つまり、リチウムを採掘するということは地下水を吸い上げるのと同じなのですが、問題なのはその量。一社だけでも、1秒あたり1700ℓ もの地下水をくみ上げているそうです。もともと乾燥した地帯でこれほど大量の地下水をくみ上げると、地域の生態系に大きな影響を与えてしまいます。

例えば、鹹水(かんすい)に生息しているエビを餌にしているアンデス・フラミンゴの個体数が減少したり、急激な地下水のくみ上げにより、住民たちが使える淡水の量が減少したり。

これもぼくらが毎日使う(なんならあなたが今も触れているであろう)スマホやノートPCなどのものが、生態系の破壊につながっている例と言えますよね。

だれもが環境問題の当事者

こういった例を知れば、小泉環境相の「菓子類や洗剤などの食料品や日用品の生産過程で、生態系の破壊が進んでいる可能性がある」という指摘は至極まっとうだと思えるのではないでしょうか。

このようにぼくら先進国の人間が安い値段でおいしいものを食べたり、便利な暮らしを楽しんだりするために、実は途上国の資源がうばわれ、環境へのダメージが押し付けられているんです。だから、なにかを買うにしてもそれが環境に配慮された商品かどうかをもっとひとりひとりが考えるべきだし、大量消費、大量廃棄をしないような社会にしていかないといけないよね、というのが小泉さんの言いたかったことだと思います。

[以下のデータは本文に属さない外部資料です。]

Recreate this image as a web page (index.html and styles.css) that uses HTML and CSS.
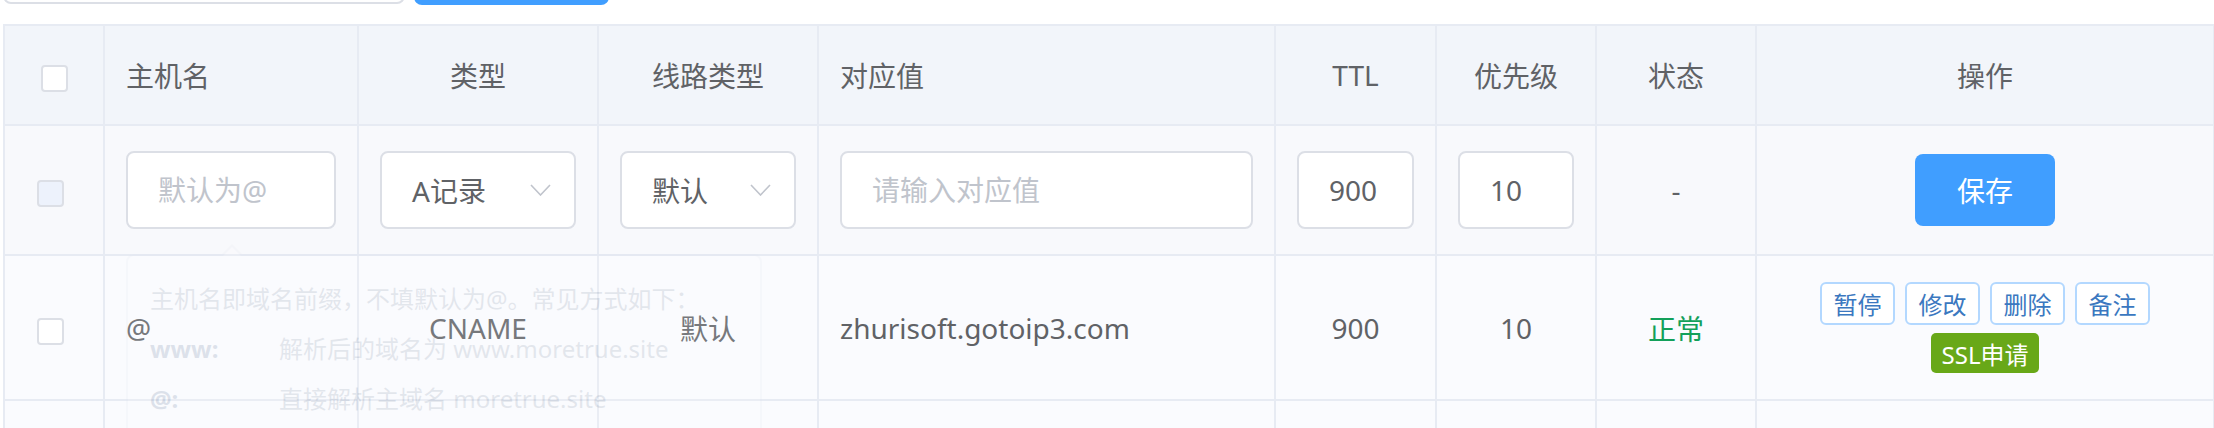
FILE: index.html
```html
<!DOCTYPE html>
<html lang="zh-CN">
<head>
<meta charset="utf-8">
<title>域名解析记录</title>
<link rel="stylesheet" href="styles.css">
</head>
<body>
<div class="page">
	<div class="toolbar">
		<input class="search" type="text">
		<button class="btn_primary btn_search">搜索</button>
	</div>

	<table class="dns_table">
		<colgroup>
			<col class="c_check"><col class="c_host"><col class="c_type"><col class="c_line"><col class="c_value"><col class="c_ttl"><col class="c_mx"><col class="c_state"><col class="c_ops">
		</colgroup>
		<tr class="table_headers">
			<th><span class="checkbox"></span></th>
			<th class="left">主机名</th>
			<th>类型</th>
			<th>线路类型</th>
			<th class="left">对应值</th>
			<th>TTL</th>
			<th>优先级</th>
			<th>状态</th>
			<th>操作</th>
		</tr>
		<tr class="row_new">
			<td class="check_cell"><span class="checkbox disabled"></span></td>
			<td>
				<div class="field">
					<input class="text_input" type="text" placeholder="默认为@">
					<div class="popover">
						<p>主机名即域名前缀，不填默认为@。常见方式如下：</p>
						<p><b>www:</b><span>解析后的域名为 www.moretrue.site</span></p>
						<p><b>@:</b><span>直接解析主域名 moretrue.site</span></p>
					</div>
				</div>
			</td>
			<td>
				<div class="select"><span>A记录</span>
					<svg width="21" height="12" viewBox="0 0 21 12"><polyline points="1,1 10.5,11 20,1" fill="none" stroke="#c0c4cc" stroke-width="1.6"/></svg>
				</div>
			</td>
			<td>
				<div class="select"><span>默认</span>
					<svg width="21" height="12" viewBox="0 0 21 12"><polyline points="1,1 10.5,11 20,1" fill="none" stroke="#c0c4cc" stroke-width="1.6"/></svg>
				</div>
			</td>
			<td><input class="text_input" type="text" placeholder="请输入对应值"></td>
			<td><input class="text_input" type="text" value="900"></td>
			<td><input class="text_input" type="text" value="10"></td>
			<td class="center">-</td>
			<td class="center"><button class="btn_primary btn_save">保存</button></td>
		</tr>
		<tr class="row_record">
			<td class="check_cell"><span class="checkbox"></span></td>
			<td>@</td>
			<td class="center">CNAME</td>
			<td class="center">默认</td>
			<td>zhurisoft.gotoip3.com</td>
			<td class="center">900</td>
			<td class="center">10</td>
			<td class="center state_ok">正常</td>
			<td class="center">
				<div class="op_btns">
					<button class="btn_op">暂停</button>
					<button class="btn_op">修改</button>
					<button class="btn_op">删除</button>
					<button class="btn_op">备注</button>
				</div>
				<button class="btn_ssl">SSL申请</button>
			</td>
		</tr>
		<tr class="row_record">
			<td></td><td></td><td></td><td></td><td></td><td></td><td></td><td></td><td></td>
		</tr>
	</table>
</div>
</body>
</html>
```

FILE: styles.css
```css
html, body {
	margin: 0;
	overflow: hidden;
	background: #ffffff;
}
body {
	font-family: "Noto Sans", "Noto Sans CJK SC", sans-serif;
	font-size: 28px;
	color: #606266;
}
.page {
	margin-top: -76px;
	padding-left: 3px;
}
.toolbar {
	display: flex;
	align-items: flex-start;
	gap: 9px;
	margin-bottom: 19px;
}
.search {
	box-sizing: border-box;
	width: 402px;
	height: 80px;
	border: 2px solid #dcdfe6;
	border-radius: 8px;
	outline: none;
}
.btn_primary {
	border: none;
	border-radius: 8px;
	background: #409eff;
	color: #ffffff;
	font-family: inherit;
	font-size: 28px;
}
.btn_search {
	width: 195px;
	height: 81px;
}
.dns_table {
	border-collapse: collapse;
	table-layout: fixed;
	width: 2212px;
}
.c_check { width: 100px; }
.c_host { width: 254px; }
.c_type { width: 240px; }
.c_line { width: 220px; }
.c_value { width: 457px; }
.c_ttl { width: 161px; }
.c_mx { width: 160px; }
.c_state { width: 160px; }
.dns_table th, .dns_table td {
	border: 2px solid #e7ebf3;
	padding: 0 21px;
	vertical-align: middle;
	font-weight: normal;
	text-align: left;
}
.dns_table th {
	text-align: center;
}
.dns_table th.left {
	text-align: left;
}
.dns_table td.center {
	text-align: center;
}
.table_headers {
	background: #f2f5fa;
}
.table_headers th {
	height: 98px;
}
.row_new {
	background: #f8f9fc;
}
.row_new td {
	height: 128px;
}
.row_record {
	background: #fafbfe;
}
.row_record td {
	height: 143px;
}
.checkbox {
	display: inline-block;
	box-sizing: border-box;
	width: 27px;
	height: 27px;
	border: 2px solid #dcdfe6;
	border-radius: 4px;
	background: #ffffff;
	vertical-align: middle;
}
.checkbox.disabled {
	background: #edf2fc;
}
.dns_table td.check_cell {
	text-align: center;
	padding-right: 29px;
}

/* form row */
.field {
	position: relative;
}
.text_input {
	box-sizing: border-box;
	width: 100%;
	height: 78px;
	padding: 0 20px 0 30px;
	border: 2px solid #dcdfe6;
	border-radius: 8px;
	background: #ffffff;
	font-family: inherit;
	font-size: 28px;
	color: #606266;
	outline: none;
}
.text_input::placeholder {
	color: #c0c4cc;
}
.select {
	box-sizing: border-box;
	display: flex;
	align-items: center;
	justify-content: space-between;
	height: 78px;
	padding: 0 23px 0 30px;
	border: 2px solid #dcdfe6;
	border-radius: 8px;
	background: #ffffff;
}
.btn_save {
	width: 140px;
	height: 72px;
}

/* hint popover, caught mid fade-in */
.popover {
	position: absolute;
	top: 103px;
	left: 0;
	z-index: 5;
	box-sizing: border-box;
	width: 636px;
	padding: 18px 22px 24px;
	border: 2px solid #dde3ee;
	border-radius: 8px;
	background: #ffffff;
	color: #5a6b88;
	font-size: 24px;
	line-height: 50px;
	text-align: left;
	opacity: 0.14;
}
.popover::before, .popover::after {
	content: "";
	position: absolute;
	left: 93px;
	border: 11px solid transparent;
	border-top: none;
}
.popover::before {
	top: -12px;
	border-bottom: 11px solid #dde3ee;
}
.popover::after {
	top: -9px;
	border-bottom: 11px solid #ffffff;
}
.popover p {
	margin: 0;
	white-space: nowrap;
}
.popover b {
	display: inline-block;
	width: 129px;
	color: #2c4a78;
}

/* record row */
.state_ok {
	color: #13a05a;
}
.op_btns {
	display: flex;
	justify-content: center;
	gap: 10px;
}
.btn_op {
	box-sizing: border-box;
	width: 75px;
	height: 43px;
	padding: 0;
	border: 2px solid #b3d8ff;
	border-radius: 6px;
	background: #ffffff;
	color: #3b78c0;
	font-family: inherit;
	font-size: 24px;
}
.btn_ssl {
	height: 40px;
	margin-top: 8px;
	padding: 0 11px;
	border: none;
	border-radius: 5px;
	background: #68a818;
	color: #ffffff;
	font-family: inherit;
	font-size: 24px;
}
```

ぼくも今回紹介した本『人新世の「資本論」』を読むまでは、正直「環境破壊なんて自分にはあまり関係のないことだし、問題が起きるとしてもどうせ遠い未来のことでしょ?」と思っていました。でもそれは間違いでした。ぼくらはだれもが環境問題の当事者だし、危機はもうすでに始まっています。

小泉進次郎さんはなにかと揚げ足を取られがちですが、少なくとも彼が大臣になったおかげで環境問題が話題になりやすくなったのは間違いないですよね。「生物多様性に配慮した商品が選ばれる社会に再構築する必要がある」という姿勢は応援していきたいです。今回は彼の発言は別におかしくないよね?という趣旨の記事を書きましたが、それでも「いや、ここが間違っている!」というご意見があればぜひ教えてください(メンタル弱いのでやさしくお願いします)。

人新世の「資本論」』の要約・解説記事もあらためて書くつもりなので、この話題に興味をもった方は読んでもらえるとうれしいです。それでは!